In the following material, identify every line holding the string "size" and return it.
--
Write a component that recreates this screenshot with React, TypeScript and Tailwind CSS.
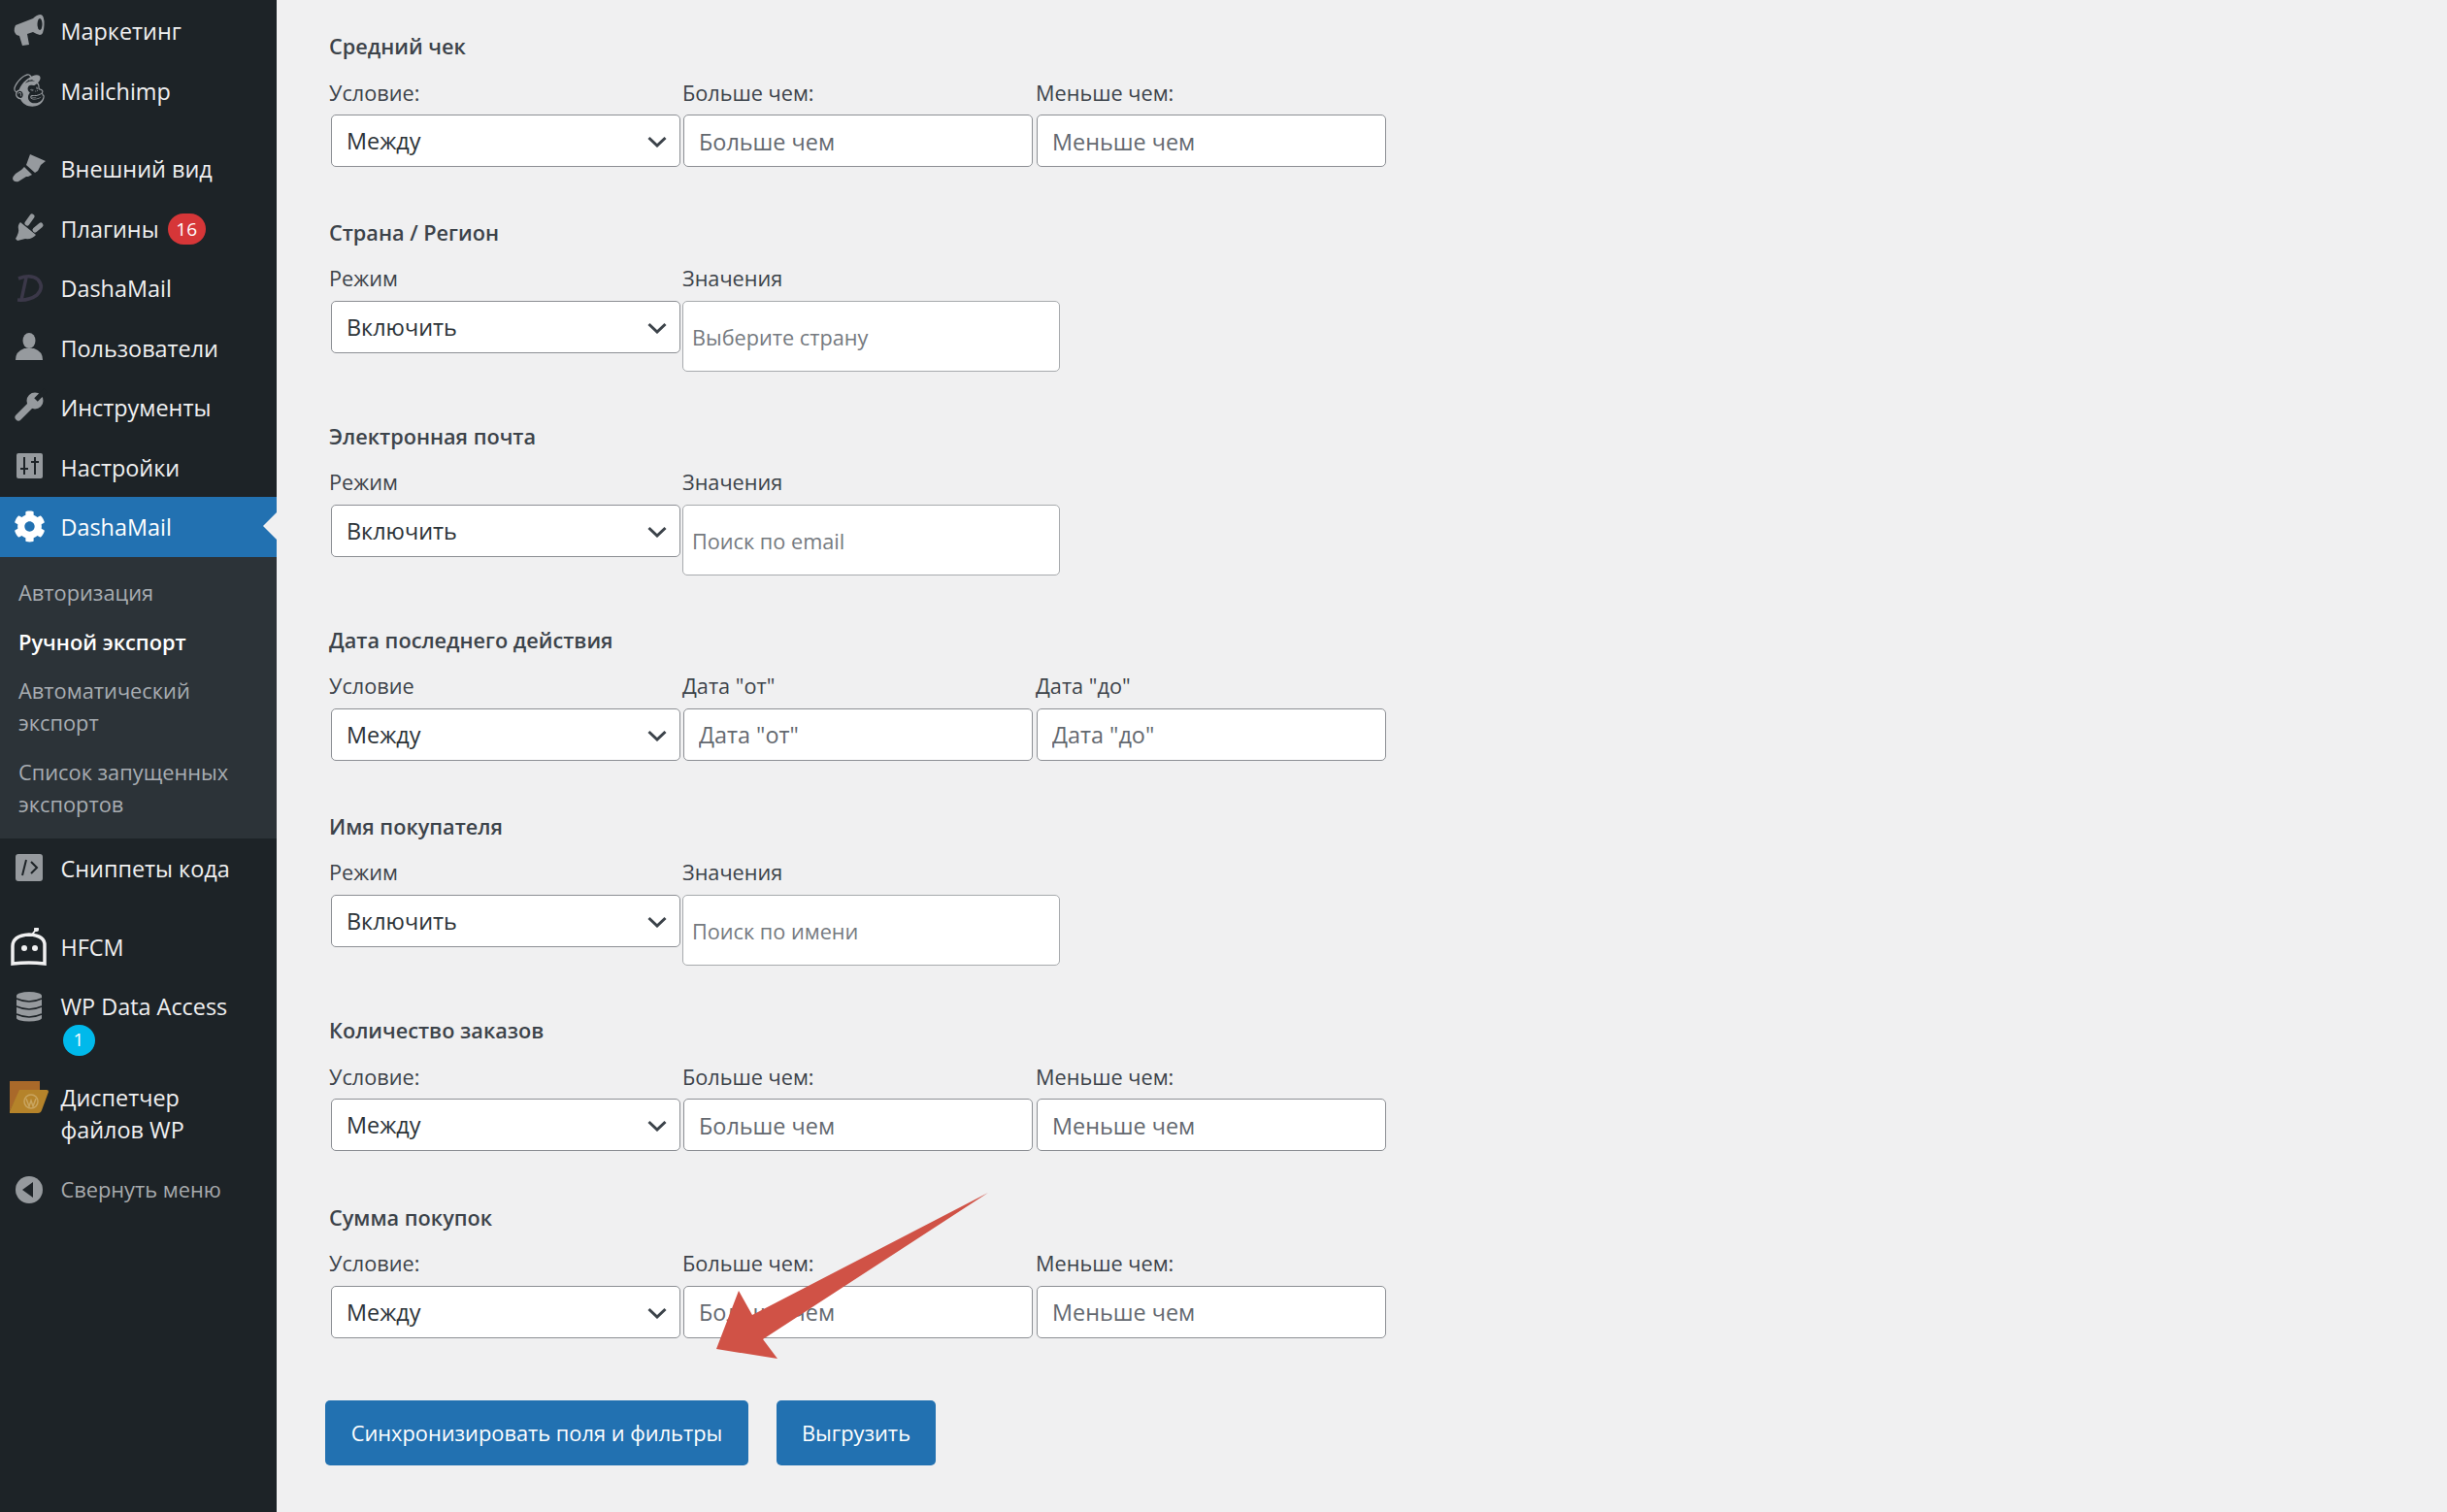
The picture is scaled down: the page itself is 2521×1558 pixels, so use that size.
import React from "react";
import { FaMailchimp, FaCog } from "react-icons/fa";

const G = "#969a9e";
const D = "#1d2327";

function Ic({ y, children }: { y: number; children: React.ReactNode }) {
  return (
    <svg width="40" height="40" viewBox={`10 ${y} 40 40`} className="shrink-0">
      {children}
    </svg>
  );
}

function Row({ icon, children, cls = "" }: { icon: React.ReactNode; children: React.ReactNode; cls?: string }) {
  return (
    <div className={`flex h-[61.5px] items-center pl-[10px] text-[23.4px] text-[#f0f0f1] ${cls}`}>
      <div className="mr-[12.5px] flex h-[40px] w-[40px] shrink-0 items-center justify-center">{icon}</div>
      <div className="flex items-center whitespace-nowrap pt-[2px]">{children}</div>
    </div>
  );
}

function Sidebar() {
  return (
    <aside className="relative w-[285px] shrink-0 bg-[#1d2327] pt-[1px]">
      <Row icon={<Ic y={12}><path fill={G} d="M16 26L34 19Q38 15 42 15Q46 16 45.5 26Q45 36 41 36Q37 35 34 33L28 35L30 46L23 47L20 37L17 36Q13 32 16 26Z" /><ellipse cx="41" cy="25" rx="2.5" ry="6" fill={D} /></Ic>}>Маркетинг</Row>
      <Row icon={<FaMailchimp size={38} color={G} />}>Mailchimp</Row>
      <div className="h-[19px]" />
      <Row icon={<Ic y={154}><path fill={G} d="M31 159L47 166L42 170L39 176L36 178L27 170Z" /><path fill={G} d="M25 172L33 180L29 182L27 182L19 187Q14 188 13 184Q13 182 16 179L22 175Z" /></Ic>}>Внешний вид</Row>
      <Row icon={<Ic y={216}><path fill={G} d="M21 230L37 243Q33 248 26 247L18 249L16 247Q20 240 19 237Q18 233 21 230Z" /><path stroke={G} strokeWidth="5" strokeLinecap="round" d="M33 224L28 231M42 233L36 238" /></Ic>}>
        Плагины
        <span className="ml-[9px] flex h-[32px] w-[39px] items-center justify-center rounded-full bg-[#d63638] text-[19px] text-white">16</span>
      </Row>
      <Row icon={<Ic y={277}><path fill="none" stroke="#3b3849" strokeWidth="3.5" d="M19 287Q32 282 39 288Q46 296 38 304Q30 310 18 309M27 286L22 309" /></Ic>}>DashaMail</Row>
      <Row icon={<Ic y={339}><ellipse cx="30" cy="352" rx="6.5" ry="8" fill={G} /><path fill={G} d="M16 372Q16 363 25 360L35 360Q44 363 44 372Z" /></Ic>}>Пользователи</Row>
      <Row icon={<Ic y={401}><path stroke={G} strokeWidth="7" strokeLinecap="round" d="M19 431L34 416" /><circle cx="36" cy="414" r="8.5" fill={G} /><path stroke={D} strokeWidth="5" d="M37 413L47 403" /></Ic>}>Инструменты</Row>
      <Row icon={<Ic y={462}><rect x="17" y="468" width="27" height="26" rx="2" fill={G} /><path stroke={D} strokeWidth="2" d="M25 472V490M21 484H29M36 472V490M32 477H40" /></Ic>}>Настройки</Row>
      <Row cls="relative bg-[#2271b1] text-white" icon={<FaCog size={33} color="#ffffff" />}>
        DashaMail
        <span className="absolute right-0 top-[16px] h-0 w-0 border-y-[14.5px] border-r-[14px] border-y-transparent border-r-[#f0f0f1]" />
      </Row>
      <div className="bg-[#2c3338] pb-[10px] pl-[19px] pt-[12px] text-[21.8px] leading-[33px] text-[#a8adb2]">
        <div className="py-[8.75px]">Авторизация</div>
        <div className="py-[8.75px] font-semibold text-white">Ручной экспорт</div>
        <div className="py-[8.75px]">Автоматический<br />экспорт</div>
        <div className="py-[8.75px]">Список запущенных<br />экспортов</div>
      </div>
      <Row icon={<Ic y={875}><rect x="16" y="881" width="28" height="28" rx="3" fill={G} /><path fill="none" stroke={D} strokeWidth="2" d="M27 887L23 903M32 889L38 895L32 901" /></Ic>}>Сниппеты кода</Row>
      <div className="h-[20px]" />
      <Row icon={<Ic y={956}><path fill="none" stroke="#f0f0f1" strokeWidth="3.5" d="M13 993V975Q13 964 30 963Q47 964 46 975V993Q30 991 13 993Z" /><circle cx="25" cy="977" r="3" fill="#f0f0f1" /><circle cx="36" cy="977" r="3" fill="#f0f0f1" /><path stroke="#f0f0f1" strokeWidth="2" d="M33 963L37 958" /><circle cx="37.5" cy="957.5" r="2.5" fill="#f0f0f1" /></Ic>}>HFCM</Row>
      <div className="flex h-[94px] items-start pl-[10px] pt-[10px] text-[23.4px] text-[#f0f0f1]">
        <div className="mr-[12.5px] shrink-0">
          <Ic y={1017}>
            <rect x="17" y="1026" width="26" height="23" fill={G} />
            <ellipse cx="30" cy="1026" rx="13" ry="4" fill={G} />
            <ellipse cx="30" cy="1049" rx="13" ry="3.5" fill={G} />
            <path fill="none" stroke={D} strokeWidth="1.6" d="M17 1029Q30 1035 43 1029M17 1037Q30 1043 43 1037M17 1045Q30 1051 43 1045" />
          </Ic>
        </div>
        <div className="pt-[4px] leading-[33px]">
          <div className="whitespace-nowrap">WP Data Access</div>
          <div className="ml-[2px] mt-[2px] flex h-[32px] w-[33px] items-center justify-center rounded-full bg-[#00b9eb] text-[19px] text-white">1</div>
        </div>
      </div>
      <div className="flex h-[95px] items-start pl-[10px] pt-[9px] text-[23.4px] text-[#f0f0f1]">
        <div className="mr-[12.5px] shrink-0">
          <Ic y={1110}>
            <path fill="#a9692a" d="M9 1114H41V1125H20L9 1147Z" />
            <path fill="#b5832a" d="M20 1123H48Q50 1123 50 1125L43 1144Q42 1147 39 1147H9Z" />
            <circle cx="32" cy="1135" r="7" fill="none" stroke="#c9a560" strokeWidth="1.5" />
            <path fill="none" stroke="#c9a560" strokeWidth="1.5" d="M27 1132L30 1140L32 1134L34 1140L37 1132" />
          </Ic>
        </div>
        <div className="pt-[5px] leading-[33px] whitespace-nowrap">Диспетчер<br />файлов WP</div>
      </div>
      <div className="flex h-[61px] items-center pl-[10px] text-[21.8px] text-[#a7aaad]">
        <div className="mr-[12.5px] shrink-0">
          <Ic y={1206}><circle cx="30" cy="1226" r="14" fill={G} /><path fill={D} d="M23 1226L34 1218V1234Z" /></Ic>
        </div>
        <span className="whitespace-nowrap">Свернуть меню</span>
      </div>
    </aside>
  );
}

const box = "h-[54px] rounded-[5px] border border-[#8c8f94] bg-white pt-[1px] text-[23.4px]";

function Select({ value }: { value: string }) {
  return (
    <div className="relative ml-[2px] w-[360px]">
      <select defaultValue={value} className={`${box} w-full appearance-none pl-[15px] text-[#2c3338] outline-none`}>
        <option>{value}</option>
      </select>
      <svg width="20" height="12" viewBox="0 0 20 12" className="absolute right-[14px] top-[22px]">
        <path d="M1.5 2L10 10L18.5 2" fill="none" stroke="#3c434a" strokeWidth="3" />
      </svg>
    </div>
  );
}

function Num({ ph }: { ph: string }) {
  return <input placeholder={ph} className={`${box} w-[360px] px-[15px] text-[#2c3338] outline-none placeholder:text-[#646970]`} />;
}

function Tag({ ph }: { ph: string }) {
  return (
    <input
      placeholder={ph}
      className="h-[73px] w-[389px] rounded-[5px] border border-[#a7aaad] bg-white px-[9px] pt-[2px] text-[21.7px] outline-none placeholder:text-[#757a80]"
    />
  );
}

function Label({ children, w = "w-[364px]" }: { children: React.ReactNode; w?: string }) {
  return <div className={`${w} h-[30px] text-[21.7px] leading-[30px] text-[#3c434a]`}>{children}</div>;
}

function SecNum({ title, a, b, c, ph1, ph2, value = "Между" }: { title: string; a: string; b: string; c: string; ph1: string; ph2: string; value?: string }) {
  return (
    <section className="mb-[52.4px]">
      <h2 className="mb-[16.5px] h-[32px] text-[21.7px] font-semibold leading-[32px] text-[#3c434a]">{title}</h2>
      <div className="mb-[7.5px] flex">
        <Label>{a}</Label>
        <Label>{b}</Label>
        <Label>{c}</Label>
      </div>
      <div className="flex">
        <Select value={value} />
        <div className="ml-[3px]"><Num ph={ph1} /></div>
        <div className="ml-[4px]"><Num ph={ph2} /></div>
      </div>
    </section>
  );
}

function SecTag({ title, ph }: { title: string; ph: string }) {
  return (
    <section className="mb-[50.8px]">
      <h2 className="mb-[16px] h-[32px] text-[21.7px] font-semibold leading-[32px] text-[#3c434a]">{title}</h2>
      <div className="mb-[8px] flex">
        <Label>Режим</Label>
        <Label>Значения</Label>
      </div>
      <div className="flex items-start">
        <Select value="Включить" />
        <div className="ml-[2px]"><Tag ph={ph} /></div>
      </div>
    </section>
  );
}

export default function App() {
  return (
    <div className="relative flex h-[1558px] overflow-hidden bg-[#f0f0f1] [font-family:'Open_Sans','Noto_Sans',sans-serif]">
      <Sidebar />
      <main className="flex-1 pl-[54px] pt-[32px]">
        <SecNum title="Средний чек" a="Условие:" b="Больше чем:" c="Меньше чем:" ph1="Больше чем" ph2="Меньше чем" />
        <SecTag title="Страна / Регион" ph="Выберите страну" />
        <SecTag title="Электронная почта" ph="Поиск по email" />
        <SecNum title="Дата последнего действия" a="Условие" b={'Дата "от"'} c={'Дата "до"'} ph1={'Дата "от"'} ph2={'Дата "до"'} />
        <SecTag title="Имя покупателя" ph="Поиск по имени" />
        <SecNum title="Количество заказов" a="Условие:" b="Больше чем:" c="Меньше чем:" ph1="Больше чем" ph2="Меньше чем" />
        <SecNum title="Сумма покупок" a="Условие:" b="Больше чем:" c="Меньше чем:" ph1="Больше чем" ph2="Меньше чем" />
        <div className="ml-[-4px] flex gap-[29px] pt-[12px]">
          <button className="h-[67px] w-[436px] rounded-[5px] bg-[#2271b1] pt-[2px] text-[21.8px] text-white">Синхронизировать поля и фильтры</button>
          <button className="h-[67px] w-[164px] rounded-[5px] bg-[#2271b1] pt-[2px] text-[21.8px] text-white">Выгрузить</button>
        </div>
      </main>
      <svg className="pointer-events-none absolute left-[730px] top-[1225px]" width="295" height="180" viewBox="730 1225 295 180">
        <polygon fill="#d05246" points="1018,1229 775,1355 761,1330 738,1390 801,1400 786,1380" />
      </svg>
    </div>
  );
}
--
• **WRITTEN SOLUTION**
The picture is scaled down: the page itself is 2521×1558 pixels, so use that size.
      <Row icon={<FaMailchimp size={38} color={G} />}>Mailchimp</Row>
      <Row cls="relative bg-[#2271b1] text-white" icon={<FaCog size={33} color="#ffffff" />}>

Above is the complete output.